▶ [DATASET CONTENT]:
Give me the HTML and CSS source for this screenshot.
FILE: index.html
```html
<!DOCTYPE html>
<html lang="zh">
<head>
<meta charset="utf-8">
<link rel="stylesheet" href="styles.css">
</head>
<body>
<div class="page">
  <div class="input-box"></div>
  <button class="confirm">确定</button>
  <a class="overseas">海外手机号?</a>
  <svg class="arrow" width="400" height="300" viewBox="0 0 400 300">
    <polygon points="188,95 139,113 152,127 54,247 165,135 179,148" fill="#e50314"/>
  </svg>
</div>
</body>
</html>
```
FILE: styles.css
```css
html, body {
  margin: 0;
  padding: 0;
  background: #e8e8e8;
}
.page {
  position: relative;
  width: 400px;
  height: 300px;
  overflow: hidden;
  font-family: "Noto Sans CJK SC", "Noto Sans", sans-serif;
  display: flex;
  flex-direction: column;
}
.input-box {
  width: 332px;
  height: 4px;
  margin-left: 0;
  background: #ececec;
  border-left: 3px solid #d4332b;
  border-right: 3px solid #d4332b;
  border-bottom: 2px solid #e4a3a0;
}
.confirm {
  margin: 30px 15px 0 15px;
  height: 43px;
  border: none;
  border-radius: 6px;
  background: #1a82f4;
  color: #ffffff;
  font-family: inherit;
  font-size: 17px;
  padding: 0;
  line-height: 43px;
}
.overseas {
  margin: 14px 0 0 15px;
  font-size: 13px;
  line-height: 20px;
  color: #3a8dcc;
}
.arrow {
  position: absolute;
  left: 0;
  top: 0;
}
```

▶ [GIVEN INSTRUCTION]: Give back the whole listing exactly as it reads.

▶ [EXPECTED OUTPUT]:
Give me the HTML and CSS source for this screenshot.
FILE: index.html
```html
<!DOCTYPE html>
<html lang="zh">
<head>
<meta charset="utf-8">
<link rel="stylesheet" href="styles.css">
</head>
<body>
<div class="page">
  <div class="input-box"></div>
  <button class="confirm">确定</button>
  <a class="overseas">海外手机号?</a>
  <svg class="arrow" width="400" height="300" viewBox="0 0 400 300">
    <polygon points="188,95 139,113 152,127 54,247 165,135 179,148" fill="#e50314"/>
  </svg>
</div>
</body>
</html>
```
FILE: styles.css
```css
html, body {
  margin: 0;
  padding: 0;
  background: #e8e8e8;
}
.page {
  position: relative;
  width: 400px;
  height: 300px;
  overflow: hidden;
  font-family: "Noto Sans CJK SC", "Noto Sans", sans-serif;
  display: flex;
  flex-direction: column;
}
.input-box {
  width: 332px;
  height: 4px;
  margin-left: 0;
  background: #ececec;
  border-left: 3px solid #d4332b;
  border-right: 3px solid #d4332b;
  border-bottom: 2px solid #e4a3a0;
}
.confirm {
  margin: 30px 15px 0 15px;
  height: 43px;
  border: none;
  border-radius: 6px;
  background: #1a82f4;
  color: #ffffff;
  font-family: inherit;
  font-size: 17px;
  padding: 0;
  line-height: 43px;
}
.overseas {
  margin: 14px 0 0 15px;
  font-size: 13px;
  line-height: 20px;
  color: #3a8dcc;
}
.arrow {
  position: absolute;
  left: 0;
  top: 0;
}
```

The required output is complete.